To begin, let me say that I was a big fan of Yoshi’s Woolly World and how Nintendo has been taking a little break from Mario to shine some light on his mighty dinosaur friend in yet another exclusive game. Although we have just been given access to a demo, a lot can be determined about how the future game will look and feel, and what we can look forward to as the series progresses.
In Woolly World we are taken to Craft Island, where I assume the demo takes place as well. The same game mechanics used in Woolly World appear in Crafted World, with Yoshi’s ability to swallow enemies for throwing eggs, and his extended flutter. Yoshi’s lovable companion, Poochy, also returns, offering more excitement and adorableness. Compared to Woolly World, the graphics appeared brighter and more simplistic, echoing the nature of arts and crafts. Levels are fashioned out of colorful paper, tape and glue creating a kindergarten feel. Overall, Crafted World has a playful, adventurous feel that is similar to what we experienced in Woolly World.
The demo allows you to play one “level”, where certain overall goals must be attained to earn all the points. The demo level acts as a tutorial and gives the player a chance to familiarize themselves with the mechanics. Compared to Woolly World, this game feels as if we’ve zoomed in a bit and everything appears closer and clearer. Once the player has learned the basics, the map becomes three dimensional, allowing Yoshi to move side-to-side and forward-to-backward. The lense remains fixed, but will eventually flip to view the other side of the map. Similarly to how paper is two-sided, the map — being made out of paper — is also two sided, meaning that every level has a front side and back side. This really allows the player to experience everything the level has to offer, and instills curiosity to find out what could be hiding behind buildings, trees and even paper cows.
The demo includes a train, made out of blocks, that takes Yoshi from the map’s front side to the back and visa versa. In the demo, Yoshi is tasked with repairing the train’s engine after a familiar enemy disassembles it in an attempt to impede progress. Kamek, a mischievous character that wreaked havoc in Woolly World, manages to cause trouble for Yoshi in the demo, and leads us to believe that he will return to be the main antagonist of Crafted World.

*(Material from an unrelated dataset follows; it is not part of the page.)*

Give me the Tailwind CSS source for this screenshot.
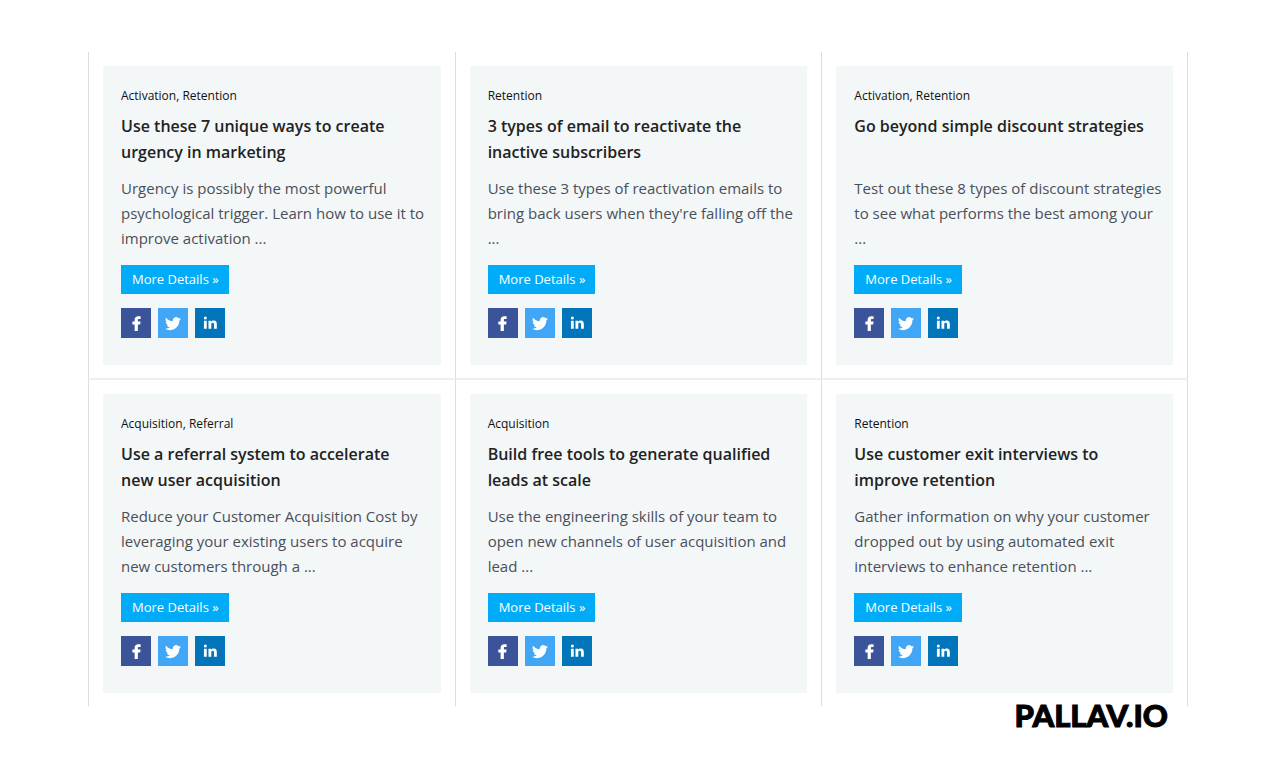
<!DOCTYPE html>
<html lang="en">
<head>
  <meta charset="UTF-8">
  <title>Growth Tactics</title>
  <meta name="viewport" content="width=device-width, initial-scale=1">
  <!-- Tailwind CSS CDN -->
  <script src="https://cdn.jsdelivr.net/npm/@tailwindcss/browser@4"></script>
</head>
<body class="bg-white font-['Open_Sans',sans-serif]">

<div class="min-h-screen pt-[52px] pl-[88px] pr-[82px]">
  <main class="grid grid-cols-3" id="tactics"></main>

  <footer class="-mt-[9px] flex justify-end pr-5">
    <a href="#" class="font-['Lato',sans-serif] font-black text-[31px] leading-9 text-black [-webkit-text-stroke:1px_#000]">PALLAV.IO</a>
  </footer>
</div>

<script>
  // --------- Data ------------
  const tactics = [
    {
      tags: "Activation, Retention",
      title: "Use these 7 unique ways to create urgency in marketing",
      summary: "Urgency is possibly the most powerful psychological trigger. Learn how to use it to improve activation ..."
    },
    {
      tags: "Retention",
      title: "3 types of email to reactivate the inactive subscribers",
      summary: "Use these 3 types of reactivation emails to bring back users when they're falling off the ..."
    },
    {
      tags: "Activation, Retention",
      title: "Go beyond simple discount strategies",
      summary: "Test out these 8 types of discount strategies to see what performs the best among your ..."
    },
    {
      tags: "Acquisition, Referral",
      title: "Use a referral system to accelerate new user acquisition",
      summary: "Reduce your Customer Acquisition Cost by leveraging your existing users to acquire new customers through a ..."
    },
    {
      tags: "Acquisition",
      title: "Build free tools to generate qualified leads at scale",
      summary: "Use the engineering skills of your team to open new channels of user acquisition and lead ..."
    },
    {
      tags: "Retention",
      title: "Use customer exit interviews to improve retention",
      summary: "Gather information on why your customer dropped out by using automated exit interviews to enhance retention ..."
    }
  ];

  // --------- Share icons ------------
  const shareLinks = `
    <a href="#" aria-label="Share on Facebook" class="flex size-[30px] items-center justify-center bg-[#3b5499] text-white">
      <svg class="size-[15px]" viewBox="0 0 24 24" fill="currentColor"><path d="M18.6.6v4.2h-2.4c-1.7 0-2 .8-2 1.9v2.2h4.3l-.6 4.5h-3.7V24H9V13.4H5.4V8.9H9V6c0-3.7 2.3-5.7 5.8-5.7 1.6 0 3.2.1 3.8.3z"/></svg>
    </a>
    <a href="#" aria-label="Share on Twitter" class="flex size-[30px] items-center justify-center bg-[#40a6f5] text-white">
      <svg class="size-4" viewBox="0 -1 24 24" fill="currentColor"><path d="M23.95 4.57a10 10 0 0 1-2.82.77 4.96 4.96 0 0 0 2.16-2.72c-.95.55-2 .95-3.13 1.18a4.92 4.92 0 0 0-8.38 4.48A13.93 13.93 0 0 1 1.64 3.16a4.92 4.92 0 0 0 1.52 6.57 4.9 4.9 0 0 1-2.23-.61v.06a4.92 4.92 0 0 0 3.95 4.83 5 5 0 0 1-2.21.08 4.94 4.94 0 0 0 4.6 3.42A9.87 9.87 0 0 1 0 19.54a13.94 13.94 0 0 0 7.55 2.21c9.05 0 14-7.5 14-13.98 0-.21 0-.42-.02-.63a9.94 9.94 0 0 0 2.42-2.57z"/></svg>
    </a>
    <a href="#" aria-label="Share on LinkedIn" class="flex size-[30px] items-center justify-center bg-[#0274b9] text-white">
      <svg class="size-[14px]" viewBox="0 0 24 24" fill="currentColor"><path d="M1.6 8.2h4.8v13.6H1.6zM4 1a2.6 2.6 0 1 1 0 5.2A2.6 2.6 0 0 1 4 1zM9.4 8.2H14v1.9c.9-1.4 2.5-2.3 4.5-2.3 4.1 0 5.2 2.6 5.2 6.1v7.9h-4.8v-7c0-1.9-.2-3.1-2.2-3.1-2.1 0-2.5 1.4-2.5 3.1v7H9.4z"/></svg>
    </a>
  `;

  // --------- Render ------------
  document.getElementById("tactics").innerHTML = tactics.map(tactic => `
    <div class="border-l border-[#dddddd] px-[14px] pt-[14px] pb-[13px] nth-[3n]:border-r nth-[-n+3]:border-b-2 nth-[-n+3]:border-b-[#eeeeee]">
      <article class="bg-[#f3f7f8] pl-[18px] pr-2 pt-[21px] pb-[27px]">
        <p class="text-xs leading-[18px] text-[#111111]">${tactic.tags}</p>
        <h2 class="mt-2 min-h-[52px] pr-[10px] text-base leading-[26px] font-semibold text-[#222222]">${tactic.title}</h2>
        <p class="mt-[11px] text-[15px] leading-[25px] text-[#4b4f58]">${tactic.summary}</p>
        <a href="#" class="mt-[14px] block w-fit bg-[#00acf8] pl-[11px] pr-[10px] text-[13px] leading-[29px] font-medium text-white">More Details »</a>
        <div class="mt-[14px] flex gap-[7px]">${shareLinks}</div>
      </article>
    </div>
  `).join("");
</script>
</body>
</html>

Among the many positive qualities this demo had, my main concern is how Nintendo plans for Yoshi’s Crafted World to be a unique game apart from Yoshi’s Woolly World. So far, the two games seem extremely similar, sans the graphics and new three dimensional addition to movement. The same mechanics, coins and level achievements seen in previous Yoshi games remain, as well as the enemies and overall antagonist. Now, I understand that consistency has always been Nintendo’s thing. Fans often rely on recurring methods and enemies, such as dungeons in The Legend of Zelda and Bowser in the Mario series. Although this can be a positive thing, I fear that Crafted World’s overarching concept is just too similar to that of Woolly World. I am hoping that once the game officially releases, we are introduced to a unique plot and story that will set Yoshi’s Crafted World apart.
I don’t necessarily feel it is right to rate just a demo, but for the sake of this brief review, I’ll go ahead and give Yoshi’s Crafted World a hopeful 6, with confidence that the game will put my concerns to rest. This game was pretty good, I enjoyed the relaxed feel and I am looking forward to what the full version will have to offer.